What does a pre-order risk checklist look like?

Run this before the deposit leaves your account:

  1. Company deed, NPWP, and export documents received and cross-checked to one legal entity.
  2. Bank account name matches the registered company.
  3. Two buyer references called and confirmed.
  4. Dated factory video reviewed.
  5. Written quality standard agreed: AQL level, dimensions, colours, packaging.
  6. Payment split tied to inspection milestones.
  7. During-production and pre-shipment inspections booked with dates.
  8. Required certificates and lab tests identified per your market.

Clear all eight and your first Indonesian order behaves like your tenth. An independent inspection desk that publishes a flat fee per man-day, working as part of a Bali-based group operating across Indonesia since 2015, exists to run points five through eight for you, so a stranger’s factory becomes a known quantity before you are financially committed.

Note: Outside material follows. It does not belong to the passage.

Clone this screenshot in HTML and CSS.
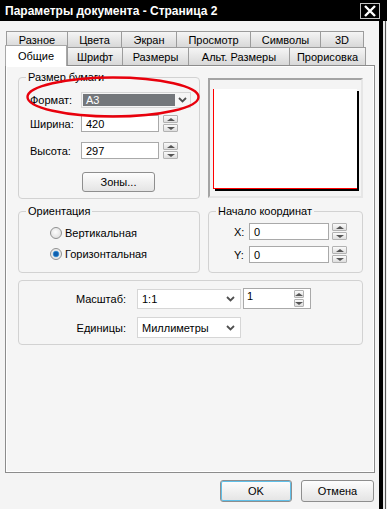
FILE: index.html
```html
<!DOCTYPE html>
<html lang="ru">
<head>
    <meta charset="UTF-8">
    <meta name="viewport" content="width=device-width, initial-scale=1.0">
    <title>Параметры документа - Страница 2</title>
    <link rel="stylesheet" href="styles.css">
</head>
<body>

<div class="window">
    <div class="titlebar">
        <span class="title">Параметры документа - Страница 2</span>
        <span class="close">
            <svg width="14" height="12" viewBox="0 0 14 12"><path d="M2 1 L12 11 M12 1 L2 11" stroke="#fff" stroke-width="2.4" fill="none"/></svg>
        </span>
    </div>

    <div class="main">
        <div class="dialog">
            <div class="tabs">
                <div class="tab-row back">
                    <div class="tab">Разное</div>
                    <div class="tab">Цвета</div>
                    <div class="tab">Экран</div>
                    <div class="tab">Просмотр</div>
                    <div class="tab">Символы</div>
                    <div class="tab">3D</div>
                </div>
                <div class="tab-row front">
                    <div class="tab active">Общие</div>
                    <div class="tab">Шрифт</div>
                    <div class="tab">Размеры</div>
                    <div class="tab">Альт. Размеры</div>
                    <div class="tab">Прорисовка</div>
                </div>
            </div>

            <div class="panel">
                <div class="group-row">
                    <fieldset class="group paper">
                        <legend>Размер бумаги</legend>
                        <div class="field format">
                            <label>Формат:</label>
                            <div class="combo dark">
                                <span class="value">А3</span>
                                <span class="arrow"><svg width="9" height="6" viewBox="0 0 9 6"><path d="M1 1 L4.5 4.5 L8 1" stroke="#505050" stroke-width="1.8" fill="none"/></svg></span>
                            </div>
                        </div>
                        <div class="field width">
                            <label>Ширина:</label>
                            <div class="input">420</div>
                            <div class="spin"><span class="up"></span><span class="down"></span></div>
                        </div>
                        <div class="field height">
                            <label>Высота:</label>
                            <div class="input">297</div>
                            <div class="spin"><span class="up"></span><span class="down"></span></div>
                        </div>
                        <button class="btn zones">Зоны...</button>
                    </fieldset>
                    <div class="preview">
                        <div class="sheet"></div>
                    </div>
                </div>

                <div class="group-row mid">
                    <fieldset class="group orient">
                        <legend>Ориентация</legend>
                        <div class="radio-row"><span class="radio"></span>Вертикальная</div>
                        <div class="radio-row"><span class="radio on"></span>Горизонтальная</div>
                    </fieldset>
                    <fieldset class="group origin">
                        <legend>Начало координат</legend>
                        <div class="field">
                            <label>X:</label>
                            <div class="input">0</div>
                            <div class="spin"><span class="up"></span><span class="down"></span></div>
                        </div>
                        <div class="field">
                            <label>Y:</label>
                            <div class="input">0</div>
                            <div class="spin"><span class="up"></span><span class="down"></span></div>
                        </div>
                    </fieldset>
                </div>

                <fieldset class="group scale">
                    <div class="scale-row first">
                        <label>Масштаб:</label>
                        <div class="combo">
                            <span class="value">1:1</span>
                            <span class="arrow"><svg width="9" height="6" viewBox="0 0 9 6"><path d="M1 1 L4.5 4.5 L8 1" stroke="#505050" stroke-width="1.8" fill="none"/></svg></span>
                        </div>
                        <div class="input spin-input">
                            <span>1</span>
                            <div class="spin"><span class="up"></span><span class="down"></span></div>
                        </div>
                    </div>
                    <div class="scale-row">
                        <label>Единицы:</label>
                        <div class="combo">
                            <span class="value">Миллиметры</span>
                            <span class="arrow"><svg width="9" height="6" viewBox="0 0 9 6"><path d="M1 1 L4.5 4.5 L8 1" stroke="#505050" stroke-width="1.8" fill="none"/></svg></span>
                        </div>
                    </div>
                </fieldset>
            </div>

            <div class="footer">
                <button class="btn ok">OK</button>
                <button class="btn cancel">Отмена</button>
            </div>

            <!-- red mark drawn over the format field -->
            <svg class="mark" width="180" height="46" viewBox="0 0 180 46">
                <ellipse cx="88" cy="22" rx="85.5" ry="19.5" stroke="#e8000c" stroke-width="2.4" fill="none"/>
            </svg>
        </div>
        <div class="edge"></div>
    </div>
</div>

</body>
</html>
```

FILE: styles.css
```css
* {
    box-sizing: border-box;
}
body {
    margin: 0;
    width: 387px;
    height: 509px;
    overflow: hidden;
    background: #f4f4f4;
    font-family: "Liberation Sans", Arial, sans-serif;
    font-size: 11px;
    color: #000;
}
.window {
    height: 509px;
}
.titlebar {
    height: 21px;
    background: #000;
    display: flex;
    align-items: center;
    justify-content: space-between;
    padding: 0 7px 0 5px;
}
.title {
    color: #fff;
    font-weight: bold;
    font-size: 12px;
}
.close {
    width: 20px;
    height: 16px;
    border: 1px solid #c4c4c4;
    display: flex;
    align-items: center;
    justify-content: center;
}
.main {
    display: flex;
    height: 488px;
}
.dialog {
    position: relative;
    width: 379px;
    padding: 10px 4px 0 5px;
}
.edge {
    flex: 1;
    background: linear-gradient(to right, #000 0 4px, #e9e9e9 4px 6px, #555 6px 7px, #eee 7px);
}

/* tabs */
.tab-row {
    display: flex;
}
.tab-row.back {
    margin-left: 1px;
}
.tab-row.front {
    margin-top: -1px;
    height: 18px;
}
.tab {
    height: 17px;
    border: 1px solid #9c9c9c;
    background: linear-gradient(#f5f5f5, #d8d8d8);
    display: flex;
    align-items: center;
    justify-content: center;
    margin-left: -1px;
}
.tab:first-child {
    margin-left: 0;
}
.back .tab:nth-child(1) { width: 62px; }
.back .tab:nth-child(2) { width: 55px; }
.back .tab:nth-child(3) { width: 56px; }
.back .tab:nth-child(4) { width: 75px; }
.back .tab:nth-child(5) { width: 71px; }
.back .tab:nth-child(6) { width: 44px; }
.front .tab {
    height: 18px;
    border-bottom: none;
}
.front .tab:nth-child(1) { width: 62px; }
.front .tab:nth-child(2) { width: 56px; margin-left: 0; }
.front .tab:nth-child(3) { width: 67px; }
.front .tab:nth-child(4) { width: 102px; }
.front .tab:nth-child(5) { width: 77px; }
.tab.active {
    position: relative;
    z-index: 2;
    height: 21px;
    margin-top: -2px;
    background: #fff;
    border-color: #a8a8a8;
}

/* panel */
.panel {
    height: 408px;
    border: 1px solid #8c8c8c;
    box-shadow: inset 0 0 0 1px #fff;
    background: #f5f5f5;
    padding: 5px 11px 0 12px;
}
.group-row {
    display: flex;
    justify-content: space-between;
}
.group-row.mid {
    margin-top: 6px;
}
.group {
    margin: 0;
    min-width: 0;
    border: 1px solid #d2d2d2;
    border-radius: 4px;
    padding: 0;
}
legend {
    padding: 0 2px;
    line-height: 13px;
}
.field {
    display: flex;
    align-items: center;
}
.field label {
    width: 51px;
}
.input {
    height: 17px;
    border: 1px solid #a9a9a9;
    background: #fff;
    padding-left: 4px;
    display: flex;
    align-items: center;
}
.spin {
    display: flex;
    flex-direction: column;
    gap: 1px;
    width: 15px;
}
.spin span {
    height: 8px;
    border: 1px solid #b2b2b2;
    border-radius: 1px;
    background: linear-gradient(#fafafa, #dedede);
    display: flex;
    align-items: center;
    justify-content: center;
}
.spin .up::before {
    content: "";
    border-left: 4px solid transparent;
    border-right: 4px solid transparent;
    border-bottom: 3px solid #555;
}
.spin .down::before {
    content: "";
    border-left: 4px solid transparent;
    border-right: 4px solid transparent;
    border-top: 3px solid #555;
}

/* paper size */
.paper {
    width: 182px;
    padding: 8px 8px 6px 11px;
}
.paper legend {
    margin-left: -4px;
}
.paper .field.format {
    height: 16px;
    margin-bottom: 7px;
}
.paper .field.width {
    margin-bottom: 10px;
}
.paper .field.height {
    margin-bottom: 13px;
}
.paper .input {
    width: 78px;
}
.paper .spin {
    margin-left: 4px;
}
.combo {
    display: flex;
    border: 1px solid #d6d6d6;
    background: #fff;
}
.combo .value {
    flex: 1;
    display: flex;
    align-items: center;
    padding-left: 4px;
}
.combo .arrow {
    width: 15px;
    display: flex;
    align-items: center;
    justify-content: center;
}
.combo.dark {
    width: 110px;
    height: 16px;
    padding: 1px 0 1px 1px;
    background: #f6f6f6;
}
.combo.dark .value {
    background: #74777b;
    color: #fff;
    padding-left: 3px;
}
.btn {
    font-family: inherit;
    font-size: 11px;
    color: #000;
    border: 1px solid #8e8e8e;
    border-radius: 3px;
    background: linear-gradient(#fdfdfd, #e4e4e4);
    padding: 0;
}
.zones {
    display: block;
    width: 73px;
    height: 20px;
    margin-left: 52px;
}
.preview {
    width: 155px;
    height: 120px;
    margin-top: 7px;
    border: 2px solid;
    border-color: #a4a4a4 #e6e6e6 #e6e6e6 #a4a4a4;
    background: #f4f4f4;
    padding: 9px 0 0 3px;
}
.sheet {
    width: 144px;
    height: 100px;
    background: #fff;
    border-left: 1px solid #f00;
    border-bottom: 1px solid #f00;
    box-shadow: 2px 2px 0 #000;
}

/* orientation */
.orient {
    width: 182px;
    padding: 8px 0 11px 31px;
}
.orient legend {
    margin-left: -24px;
}
.radio-row {
    display: flex;
    align-items: center;
    gap: 3px;
    height: 14px;
}
.radio-row + .radio-row {
    margin-top: 7px;
}
.radio {
    width: 12px;
    height: 12px;
    border-radius: 50%;
    border: 1px solid #8f9090;
    background: radial-gradient(circle at 45% 40%, #fdfdfd, #d6d6d6);
}
.radio.on {
    background: radial-gradient(circle, #0f5fae 0 2px, #56a6de 3px, #e6e6e6 3.6px, #f8f8f8 100%);
}

/* origin */
.origin {
    width: 155px;
    padding: 5px 0 9px 25px;
}
.origin legend {
    margin-left: -18px;
}
.origin .field + .field {
    margin-top: 6px;
}
.origin label {
    width: 15px;
}
.origin .input {
    width: 80px;
}
.origin .spin {
    margin-left: 3px;
}

/* scale */
.scale {
    margin-top: 7px;
    height: 65px;
    padding: 7px 0 0 0;
}
.scale-row {
    display: flex;
    align-items: center;
}
.scale-row.first {
    margin-bottom: 8px;
}
.scale-row label {
    width: 107px;
    text-align: right;
    margin-right: 11px;
}
.scale .combo {
    width: 104px;
    height: 20px;
}
.scale-row:last-child .combo {
    height: 21px;
}
.scale .combo .arrow {
    width: 20px;
}
.spin-input {
    width: 68px;
    height: 21px;
    margin-left: 2px;
    justify-content: space-between;
    padding: 0 1px 0 3px;
}
.spin-input span {
    align-self: flex-start;
    line-height: 15px;
}

/* footer */
.footer {
    display: flex;
    justify-content: flex-end;
    gap: 9px;
    padding: 7px 1px 0 0;
}
.footer .btn {
    height: 22px;
}
.ok {
    width: 72px;
    box-shadow: inset 0 0 0 1px #5fbfe8;
}
.cancel {
    width: 73px;
}

.mark {
    position: absolute;
    left: 25px;
    top: 54px;
}
```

Frequently Asked Questions

How much of my payment should I hold until after inspection?

Hold at least 30 to 40 percent as a balance released only after the pre-shipment inspection and container loading check pass. A 30 percent deposit gets materials moving; the middle payment follows a during-production check. Keeping the final tranche until goods pass inspection is your strongest single lever against a first-order defect.

Can I reduce risk without flying to Indonesia to visit the factory myself?

Yes. A third-party inspector visits on your behalf and sends a photo report, often 100-plus images within 48 hours, so you review the actual goods from your desk. This costs a fraction of a flight, covers pre-production through loading, and gives you dated evidence to withhold payment on if the run fails your standard.

What’s the difference between a supplier’s own QC report and an independent inspection?

A supplier’s report grades its own work, so it rarely fails itself. An independent inspection desk answers only to you, checks against the written standard you set, and has no incentive to pass borderline goods. For a first order with an unfamiliar factory, that independence is the point. You are buying an unbiased second opinion before you pay.